Apple’s 4K television opportunity

“This month Sony will begin shipping its first 4K televisions that have screens with a massive 3840 x 2160 pixels, exactly 4 times the pixels of 1080p HD,” Mark Hibben reports for The Motley Fool.

“What can you watch in the 4K or Ultra HD (UHD) format? Not much,” Hibben reports. “The race is now on to develop and deliver 4K content, and this will challenge traditional content distribution approaches as well as provide Apple’s (NASDAQ: AAPL) much rumored iTV with the killer app it needs to be successful. ”

Hibben reports, “Naturally, the digital video industry has been working on a solution to the problem of 4K content delivery, and it takes the form of the successor to the h.264 spec, called h.265. Also called High Efficiency Video Coding (HEVC), h.265 greatly improves the data compression capability of h.264. Where h.264 might compress a 1080p video at 30 frames/sec into a 20 Mbit/sec (maximum bit rate) digital data stream, h.265 can compress a 2160p video at 30 frames/sec into a 25 Mbit/sec (maximum bit rate) stream. H.265 basically makes the factor of 4 in storage size and bit rate go away.”

“With h.265, 4K movies will fit onto Blu-ray disks, and 4K video content of all types, including live events and movies, will be able to be delivered via digital cable and digital satellite broadcast. Live streaming over the Internet will even be feasible for those with high-speed internet connections, say over 20 Mbits/sec,” Hibben reports. “The Apple television would be a 4K TV with a hard drive, a very big hard drive (2TB+). That may not seem very innovative, but from a hardware standpoint, the iPod was just an MP3 player with a hard drive. And just as it was the combination of hardware, software and services that made the iPod work, it would be a similar combination that would make iTV work. ”

Read more in the full article here.

58 Comments

    1. Your home connection would be irrelevant if you played your content from high capacity media such as Blu-ray.

      Oh, that’s right! You’re a Mac user. No Blu-ray for you!

        1. I have that. It’s decent but it drops frames.

          Macs should have received full-fledged Blu-ray support including the ability to burn Blu-rays with an app like iDVD.

          Apple screwed videophiles by blocking Blu-ray. Apple doesn’t always do what’s best for their customers; they do what’s best for their profit margins.

          1. George, you are absolutely right. The Apple community is not best served by Apple’s refusal to support Blu-Ray (and other current state-of-the-art hard media) natively.

            With a few rare exceptions, Apple’s iTunes doesn’t even come close to offering the video quality of Blu-Ray. Super high resolution audio requires special plug-ins, but Apple doesn’t natively support SACD or DVD-A. Pretty stupid considering that Apple once was the clear choice for digital audio and video mastering without the need for substantial 3rd party hardware & software. Once again, Apple is coasting.

            1. Apple IS the clear choice for Blu-ray audio and video mastering. Why do you so frequently insist upon being a blithering idiot?

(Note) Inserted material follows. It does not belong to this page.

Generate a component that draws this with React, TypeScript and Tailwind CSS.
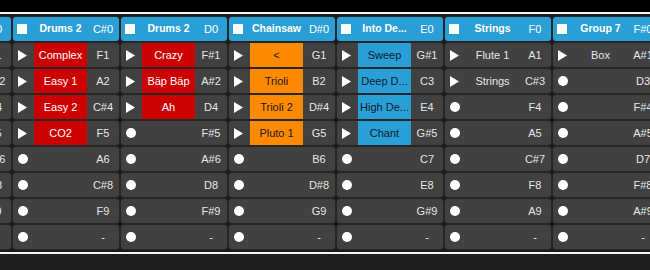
import React from "react";

type Clip = { kind: "play" | "dot"; name?: string; color?: "red" | "orange" | "blue"; note: string };
type Col = { name: string; note: string; clips: Clip[] };

const P = (name: string | undefined, note: string, color?: Clip["color"]): Clip => ({ kind: "play", name, note, color });
const D = (note: string): Clip => ({ kind: "dot", note });

const cols: Col[] = [
  { name: "", note: "C0", clips: [P("", "E1", "red"), P("", "G#2", "red"), P("", "C4", "red"), P("", "E5", "red"), D("G#6"), D("C8"), D("E9"), D("-")] },
  { name: "Drums 2", note: "C#0", clips: [P("Complex", "F1", "red"), P("Easy 1", "A2", "red"), P("Easy 2", "C#4", "red"), P("CO2", "F5", "red"), D("A6"), D("C#8"), D("F9"), D("-")] },
  { name: "Drums 2", note: "D0", clips: [P("Crazy", "F#1", "red"), P("Bäp Bäp", "A#2", "red"), P("Ah", "D4", "red"), D("F#5"), D("A#6"), D("D8"), D("F#9"), D("-")] },
  { name: "Chainsaw", note: "D#0", clips: [P("<", "G1", "orange"), P("Trioli", "B2", "orange"), P("Trioli 2", "D#4", "orange"), P("Pluto 1", "G5", "orange"), D("B6"), D("D#8"), D("G9"), D("-")] },
  { name: "Into De...", note: "E0", clips: [P("Sweep", "G#1", "blue"), P("Deep D...", "C3", "blue"), P("High De...", "E4", "blue"), P("Chant", "G#5", "blue"), D("C7"), D("E8"), D("G#9"), D("-")] },
  { name: "Strings", note: "F0", clips: [P("Flute 1", "A1"), P("Strings", "C#3"), D("F4"), D("A5"), D("C#7"), D("F8"), D("A9"), D("-")] },
  { name: "Group 7", note: "F#0", clips: [P("Box", "A#1"), D("D3"), D("F#4"), D("A#5"), D("D7"), D("F#8"), D("A#9"), D("-")] },
];

const blockClass: Record<string, string> = {
  red: "bg-[#cc0000] text-white",
  orange: "bg-[#ff8a00] text-[#1a1a1a]",
  blue: "bg-[#2a9fd6] text-[#102030]",
};

function Play() {
  return (
    <svg width="9" height="11" viewBox="0 0 9 11">
      <polygon points="0,0 9,5.5 0,11" fill="#ffffff" />
    </svg>
  );
}

function Cell({ clip }: { clip: Clip }) {
  const cls = clip.color ? blockClass[clip.color] : "text-[#e6e6e6]";
  return (
    <div className="h-[24px] bg-[#414141] rounded-[3px] flex items-stretch overflow-hidden shadow-[0_0_0_1px_#262626]">
      <div className="w-[21px] shrink-0 flex items-center pl-[5px]">
        {clip.kind === "play" ? <Play /> : <div className="w-[10px] h-[10px] rounded-full bg-white" />}
      </div>
      <div className={`w-[53px] shrink-0 flex items-center justify-center whitespace-nowrap overflow-hidden text-[11px] ${clip.kind === "play" ? cls : ""}`}>
        {clip.kind === "play" ? clip.name : ""}
      </div>
      <div className="flex-1 flex items-center justify-center text-[11px] text-[#e6e6e6] whitespace-nowrap">{clip.note}</div>
    </div>
  );
}

export default function App() {
  return (
    <div className="w-[650px] h-[270px] overflow-hidden bg-[#1e1e1e] font-['Liberation_Sans',Arial,sans-serif]">
      <div className="h-[12px] bg-black" />
      <div className="h-[2px] bg-[#f4f4f4]" />
      <div className="bg-[#1a1a1a] pt-[3px] pb-[3px] flex gap-[2px] ml-[-95px]">
        {cols.map((c, i) => (
          <div key={i} className="w-[106px] shrink-0 flex flex-col gap-[2px]">
            <div className="h-[24px] bg-[#2a9fd6] rounded-[3px] flex items-center text-white shadow-[0_0_0_1px_#262626]">
              <div className="w-[21px] shrink-0 pl-[4px] flex items-center">
                <div className="w-[10px] h-[10px] bg-white" />
              </div>
              <div className="w-[53px] shrink-0 text-center font-bold text-[10.5px] whitespace-nowrap overflow-hidden">{c.name}</div>
              <div className="flex-1 text-center text-[11px] whitespace-nowrap">{c.note}</div>
            </div>
            {c.clips.map((cl, j) => (
              <Cell key={j} clip={cl} />
            ))}
          </div>
        ))}
      </div>
      <div className="h-[2px] bg-[#f4f4f4]" />
    </div>
  );
}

              Read my post below for further details.

              And yet-again Mike: RESEARCH before you open your mouth!

      1. Only a troll:
        Oh, that’s right! You’re a Mac user. No Blu-ray for you!

        1) Blu-ray has been playing on Macs for YEARS. Equally, recording Blu-ray on Mac has been possible for YEARS. Many professional houses insist upon using Macs for Blu-ray production.

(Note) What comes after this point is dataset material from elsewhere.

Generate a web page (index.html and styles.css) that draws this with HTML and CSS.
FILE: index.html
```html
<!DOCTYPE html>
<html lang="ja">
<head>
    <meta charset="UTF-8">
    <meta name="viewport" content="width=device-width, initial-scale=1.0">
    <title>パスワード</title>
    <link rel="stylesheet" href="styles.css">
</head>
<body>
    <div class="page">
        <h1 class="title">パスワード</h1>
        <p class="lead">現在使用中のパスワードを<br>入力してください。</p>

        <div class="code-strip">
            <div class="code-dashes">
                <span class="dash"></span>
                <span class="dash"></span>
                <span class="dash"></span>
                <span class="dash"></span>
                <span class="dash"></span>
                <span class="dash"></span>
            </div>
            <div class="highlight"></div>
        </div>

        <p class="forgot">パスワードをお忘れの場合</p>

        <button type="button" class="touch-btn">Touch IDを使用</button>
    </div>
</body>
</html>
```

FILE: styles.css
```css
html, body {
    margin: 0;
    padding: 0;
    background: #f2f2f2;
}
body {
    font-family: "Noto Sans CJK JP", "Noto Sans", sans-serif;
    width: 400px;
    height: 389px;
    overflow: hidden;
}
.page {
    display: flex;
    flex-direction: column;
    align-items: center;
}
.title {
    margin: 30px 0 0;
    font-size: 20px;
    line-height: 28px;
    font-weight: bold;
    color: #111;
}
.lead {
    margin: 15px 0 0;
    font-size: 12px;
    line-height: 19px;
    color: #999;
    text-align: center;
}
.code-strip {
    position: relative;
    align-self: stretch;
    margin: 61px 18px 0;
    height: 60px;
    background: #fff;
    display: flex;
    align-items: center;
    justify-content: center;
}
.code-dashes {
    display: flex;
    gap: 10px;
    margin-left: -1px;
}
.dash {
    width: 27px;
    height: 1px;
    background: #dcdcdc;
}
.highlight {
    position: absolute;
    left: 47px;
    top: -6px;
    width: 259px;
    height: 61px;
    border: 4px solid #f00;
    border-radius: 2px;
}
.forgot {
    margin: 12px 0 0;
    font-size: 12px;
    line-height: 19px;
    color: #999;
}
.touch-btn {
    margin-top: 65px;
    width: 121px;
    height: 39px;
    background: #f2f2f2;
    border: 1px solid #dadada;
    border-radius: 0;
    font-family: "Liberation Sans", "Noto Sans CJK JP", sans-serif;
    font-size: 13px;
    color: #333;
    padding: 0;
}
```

        2) Go search for Blu-ray player software for Mac. There are several options.

        3) Apple kindly stopped all Sony DRM customer surveillance bullshit on the Mac and I entirely concur. Screw Sony and their DRM! This is exactly what Steve Jobs meant when he said Blu-ray was ‘A Bag Of Hurt’.

        4) The fact that Microsoft joyfully perpetrated Sony’s DRM directly into Windows screams volumes about their lack of respect for their customers, just as Sony’s perpetration of DRM screams volumes about their lack of respect for their customers. Screw both Microsoft AND Sony.

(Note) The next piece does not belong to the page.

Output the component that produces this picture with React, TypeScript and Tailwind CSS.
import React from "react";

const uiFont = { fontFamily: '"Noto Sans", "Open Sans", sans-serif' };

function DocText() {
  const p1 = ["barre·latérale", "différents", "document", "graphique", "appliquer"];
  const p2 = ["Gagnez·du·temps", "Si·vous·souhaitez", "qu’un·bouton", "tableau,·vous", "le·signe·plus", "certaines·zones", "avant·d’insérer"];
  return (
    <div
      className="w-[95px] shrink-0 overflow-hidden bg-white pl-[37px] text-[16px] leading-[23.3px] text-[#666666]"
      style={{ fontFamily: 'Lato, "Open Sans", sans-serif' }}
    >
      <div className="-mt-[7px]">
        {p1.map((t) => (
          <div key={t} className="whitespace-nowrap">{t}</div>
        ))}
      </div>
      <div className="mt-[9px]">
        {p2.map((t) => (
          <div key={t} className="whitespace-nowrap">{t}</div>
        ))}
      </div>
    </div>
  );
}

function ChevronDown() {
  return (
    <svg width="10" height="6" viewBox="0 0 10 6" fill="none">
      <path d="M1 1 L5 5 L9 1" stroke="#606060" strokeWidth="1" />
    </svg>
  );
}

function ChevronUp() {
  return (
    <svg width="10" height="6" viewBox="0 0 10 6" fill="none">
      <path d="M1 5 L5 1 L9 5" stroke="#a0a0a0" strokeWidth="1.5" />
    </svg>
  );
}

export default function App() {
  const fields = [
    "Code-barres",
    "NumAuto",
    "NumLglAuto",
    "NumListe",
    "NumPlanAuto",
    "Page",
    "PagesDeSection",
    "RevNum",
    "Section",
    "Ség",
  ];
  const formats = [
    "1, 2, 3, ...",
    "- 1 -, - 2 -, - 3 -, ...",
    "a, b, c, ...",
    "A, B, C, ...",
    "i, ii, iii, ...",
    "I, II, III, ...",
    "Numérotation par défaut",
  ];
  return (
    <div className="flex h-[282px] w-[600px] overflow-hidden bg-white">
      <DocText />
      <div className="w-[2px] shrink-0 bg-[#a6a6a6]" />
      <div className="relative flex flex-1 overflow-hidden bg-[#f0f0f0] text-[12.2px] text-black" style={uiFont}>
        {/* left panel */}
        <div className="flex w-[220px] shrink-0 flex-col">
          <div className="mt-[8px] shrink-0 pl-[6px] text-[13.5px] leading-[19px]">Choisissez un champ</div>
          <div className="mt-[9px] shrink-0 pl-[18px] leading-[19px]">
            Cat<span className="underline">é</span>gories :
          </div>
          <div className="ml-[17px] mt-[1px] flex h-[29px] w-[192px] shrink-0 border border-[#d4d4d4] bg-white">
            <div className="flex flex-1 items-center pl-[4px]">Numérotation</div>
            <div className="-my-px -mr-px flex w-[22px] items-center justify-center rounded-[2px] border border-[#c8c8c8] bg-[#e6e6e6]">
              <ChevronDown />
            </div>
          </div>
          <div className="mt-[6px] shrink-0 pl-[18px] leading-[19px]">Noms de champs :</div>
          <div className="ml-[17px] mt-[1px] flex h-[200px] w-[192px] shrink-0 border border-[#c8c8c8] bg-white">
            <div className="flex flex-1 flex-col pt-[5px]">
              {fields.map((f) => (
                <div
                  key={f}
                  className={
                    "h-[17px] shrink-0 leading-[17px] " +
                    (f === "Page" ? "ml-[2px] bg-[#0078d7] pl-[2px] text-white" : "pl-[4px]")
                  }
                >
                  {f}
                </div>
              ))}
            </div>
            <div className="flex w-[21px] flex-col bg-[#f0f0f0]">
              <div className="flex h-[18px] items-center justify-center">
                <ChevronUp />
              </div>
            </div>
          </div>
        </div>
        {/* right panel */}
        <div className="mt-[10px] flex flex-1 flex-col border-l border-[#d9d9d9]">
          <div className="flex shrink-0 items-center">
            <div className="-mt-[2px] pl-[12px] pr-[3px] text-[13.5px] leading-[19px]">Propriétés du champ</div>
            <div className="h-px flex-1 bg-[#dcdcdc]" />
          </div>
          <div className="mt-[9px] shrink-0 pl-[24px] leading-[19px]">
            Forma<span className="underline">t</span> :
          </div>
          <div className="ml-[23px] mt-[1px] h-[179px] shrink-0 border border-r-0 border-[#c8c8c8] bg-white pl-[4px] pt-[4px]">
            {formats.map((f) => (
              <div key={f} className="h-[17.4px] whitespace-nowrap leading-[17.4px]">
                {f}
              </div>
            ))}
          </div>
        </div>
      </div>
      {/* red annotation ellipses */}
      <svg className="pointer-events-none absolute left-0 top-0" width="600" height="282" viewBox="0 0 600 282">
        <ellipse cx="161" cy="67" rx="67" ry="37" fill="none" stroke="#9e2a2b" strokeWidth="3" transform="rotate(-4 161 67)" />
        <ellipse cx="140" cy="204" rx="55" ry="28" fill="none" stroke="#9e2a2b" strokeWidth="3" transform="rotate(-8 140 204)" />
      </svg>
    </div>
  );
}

        5) There have been hacks to do anything you like with Blu-ray on Macs for YEARS. I heartily endorse cracking all DRM on all media. Thankfully that is entirely possible.

        (Note that I do NOT condone piracy of media, merely personal fair use of media you have purchased without the hinderance of customer-disrespectful DRM crap).

      2. Bluray was out of date the second it launched. Digital files which can be redownloaded have far more flexibility. I bought quantum of solace in HD,720p, and when apple upgraded to 1080p I just redownloaded the new file. Much easier, in fact just streaming it on my appletv works even better as I don’t have to store any files. Bring on HD audio!

      3. I have no desire for Blu-Ray. I’m putting all my dvd’s into iTunes to access from Apple TV so that I can access the same things in multiple rooms, and don’t have to faff around with discs.

        Even if Mac’s had built in Blu-Ray functionality that wouldn’t change my point. Video is accessed online, even if it’s only stuff from YouTube, and I’d rather have existing viewable size and quality content download that much faster than increase the quality even further and have it take the same time. 4K is not something I’m bothered about – especially when existing HD is not ubiquitous because it takes a long time.

        Yes, content is available on Blu-Ray, but do you boycott all other media then? Live content must be tricky.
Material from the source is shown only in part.